■ Work required ■
Only the lines between the line holding "What React, TypeScript" and the line holding "import React from", both of those included, should be copied exactly; drop the pictures.
-- BEGIN Recorded information --
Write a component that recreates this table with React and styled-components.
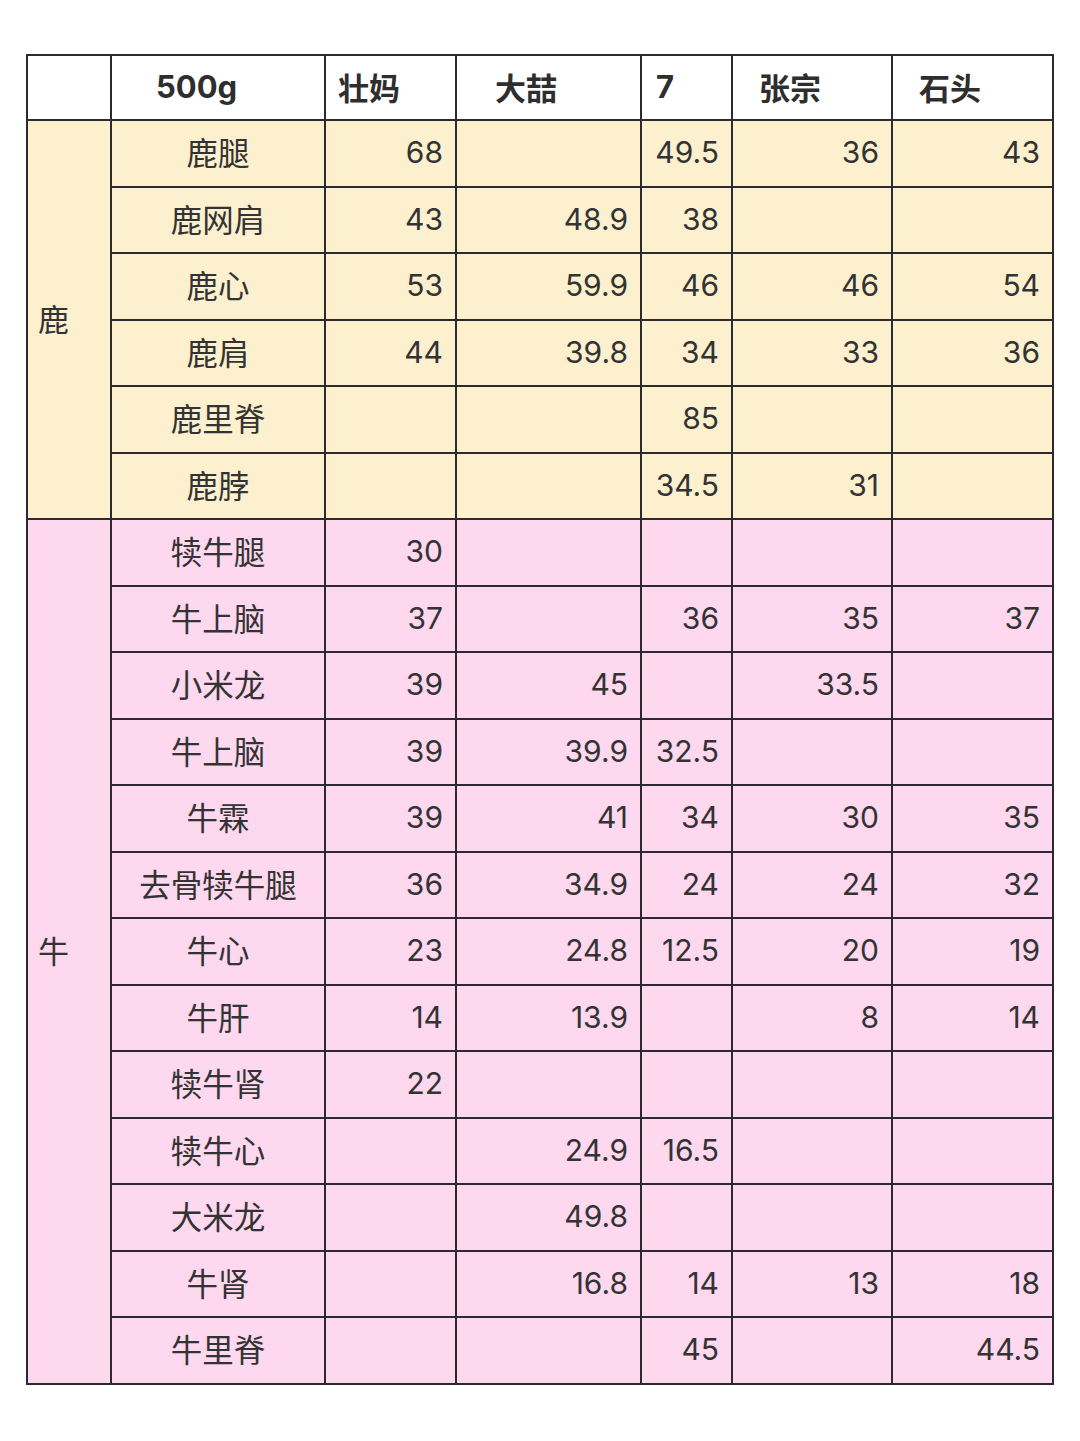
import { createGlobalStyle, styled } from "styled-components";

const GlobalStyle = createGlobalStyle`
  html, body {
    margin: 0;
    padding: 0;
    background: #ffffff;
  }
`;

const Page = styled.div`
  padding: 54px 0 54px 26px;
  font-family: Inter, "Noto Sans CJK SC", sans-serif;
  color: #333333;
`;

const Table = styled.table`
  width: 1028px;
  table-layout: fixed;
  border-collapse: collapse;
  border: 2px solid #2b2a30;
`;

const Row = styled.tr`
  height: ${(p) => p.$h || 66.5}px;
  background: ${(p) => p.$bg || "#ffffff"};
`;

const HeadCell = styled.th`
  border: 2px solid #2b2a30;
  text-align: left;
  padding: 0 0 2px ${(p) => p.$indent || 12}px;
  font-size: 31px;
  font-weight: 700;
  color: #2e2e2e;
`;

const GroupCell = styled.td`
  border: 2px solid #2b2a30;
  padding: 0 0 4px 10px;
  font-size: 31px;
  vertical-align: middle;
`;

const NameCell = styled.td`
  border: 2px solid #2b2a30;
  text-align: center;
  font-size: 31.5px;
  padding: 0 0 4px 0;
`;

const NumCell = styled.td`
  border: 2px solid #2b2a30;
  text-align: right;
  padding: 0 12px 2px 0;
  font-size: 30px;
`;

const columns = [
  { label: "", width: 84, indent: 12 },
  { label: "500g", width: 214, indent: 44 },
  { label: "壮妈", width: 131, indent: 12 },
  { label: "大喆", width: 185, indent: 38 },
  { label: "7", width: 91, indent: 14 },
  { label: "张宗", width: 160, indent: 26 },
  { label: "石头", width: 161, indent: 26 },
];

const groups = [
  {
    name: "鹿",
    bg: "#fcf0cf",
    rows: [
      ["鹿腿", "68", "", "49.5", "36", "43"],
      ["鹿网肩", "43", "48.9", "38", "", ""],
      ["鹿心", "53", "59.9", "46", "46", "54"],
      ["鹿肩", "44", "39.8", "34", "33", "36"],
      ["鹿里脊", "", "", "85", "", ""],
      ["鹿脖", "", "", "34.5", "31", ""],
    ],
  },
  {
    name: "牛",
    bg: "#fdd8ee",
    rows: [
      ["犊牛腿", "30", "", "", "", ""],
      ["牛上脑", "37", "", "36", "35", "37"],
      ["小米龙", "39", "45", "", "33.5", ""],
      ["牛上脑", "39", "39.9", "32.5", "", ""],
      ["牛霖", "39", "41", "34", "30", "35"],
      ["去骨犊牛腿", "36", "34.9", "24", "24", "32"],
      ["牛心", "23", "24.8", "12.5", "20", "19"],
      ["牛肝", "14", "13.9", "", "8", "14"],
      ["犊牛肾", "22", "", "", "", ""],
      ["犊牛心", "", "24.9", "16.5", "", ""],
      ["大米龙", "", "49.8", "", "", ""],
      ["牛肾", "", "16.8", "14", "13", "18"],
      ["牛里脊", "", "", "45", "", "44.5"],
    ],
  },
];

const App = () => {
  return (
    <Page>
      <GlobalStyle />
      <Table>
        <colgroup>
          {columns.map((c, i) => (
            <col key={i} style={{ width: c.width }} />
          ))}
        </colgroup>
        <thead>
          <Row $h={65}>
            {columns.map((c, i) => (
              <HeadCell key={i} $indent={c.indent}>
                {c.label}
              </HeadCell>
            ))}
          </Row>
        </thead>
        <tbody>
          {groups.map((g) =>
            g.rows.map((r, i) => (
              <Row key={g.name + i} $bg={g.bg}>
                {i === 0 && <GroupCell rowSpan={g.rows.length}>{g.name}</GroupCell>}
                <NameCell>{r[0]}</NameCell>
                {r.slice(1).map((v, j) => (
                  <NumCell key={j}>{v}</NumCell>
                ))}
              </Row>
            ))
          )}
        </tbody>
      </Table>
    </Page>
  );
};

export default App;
-- END Recorded information --
-- BEGIN Recorded information --
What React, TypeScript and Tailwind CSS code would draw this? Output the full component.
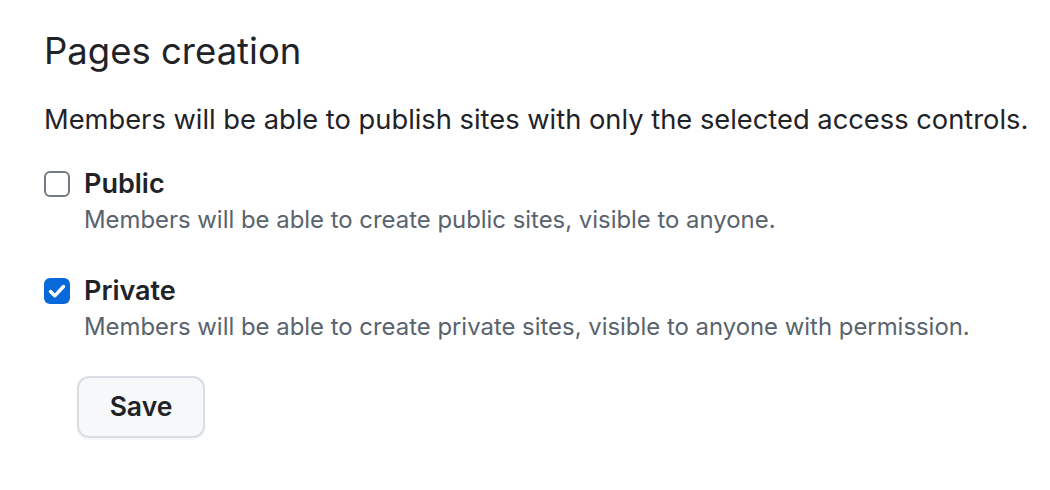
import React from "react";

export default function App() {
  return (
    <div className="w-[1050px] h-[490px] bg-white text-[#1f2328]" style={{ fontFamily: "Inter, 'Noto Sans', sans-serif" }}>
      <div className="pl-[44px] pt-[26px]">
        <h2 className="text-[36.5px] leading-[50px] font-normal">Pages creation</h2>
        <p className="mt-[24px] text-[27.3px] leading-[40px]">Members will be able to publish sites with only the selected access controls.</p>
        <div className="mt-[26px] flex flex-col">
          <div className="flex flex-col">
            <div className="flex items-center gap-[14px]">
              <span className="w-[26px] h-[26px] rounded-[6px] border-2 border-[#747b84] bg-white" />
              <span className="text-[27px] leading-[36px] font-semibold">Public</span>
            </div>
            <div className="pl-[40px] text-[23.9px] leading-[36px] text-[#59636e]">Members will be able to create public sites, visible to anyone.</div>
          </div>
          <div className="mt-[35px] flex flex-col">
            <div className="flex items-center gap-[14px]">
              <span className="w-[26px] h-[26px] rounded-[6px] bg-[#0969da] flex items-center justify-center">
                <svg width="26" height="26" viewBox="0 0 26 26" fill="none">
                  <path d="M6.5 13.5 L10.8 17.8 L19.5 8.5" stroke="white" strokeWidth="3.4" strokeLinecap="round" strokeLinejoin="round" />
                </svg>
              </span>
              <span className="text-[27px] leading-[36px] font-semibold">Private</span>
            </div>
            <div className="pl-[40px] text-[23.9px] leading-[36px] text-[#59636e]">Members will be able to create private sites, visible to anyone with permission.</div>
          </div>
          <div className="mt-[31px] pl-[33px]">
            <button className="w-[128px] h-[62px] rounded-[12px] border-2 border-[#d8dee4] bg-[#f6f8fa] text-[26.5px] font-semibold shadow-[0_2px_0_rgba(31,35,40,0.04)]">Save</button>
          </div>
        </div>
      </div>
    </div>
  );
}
-- END Recorded information --
■ Exercise answer ■
What React, TypeScript and Tailwind CSS code would draw this? Output the full component.
import React from "react";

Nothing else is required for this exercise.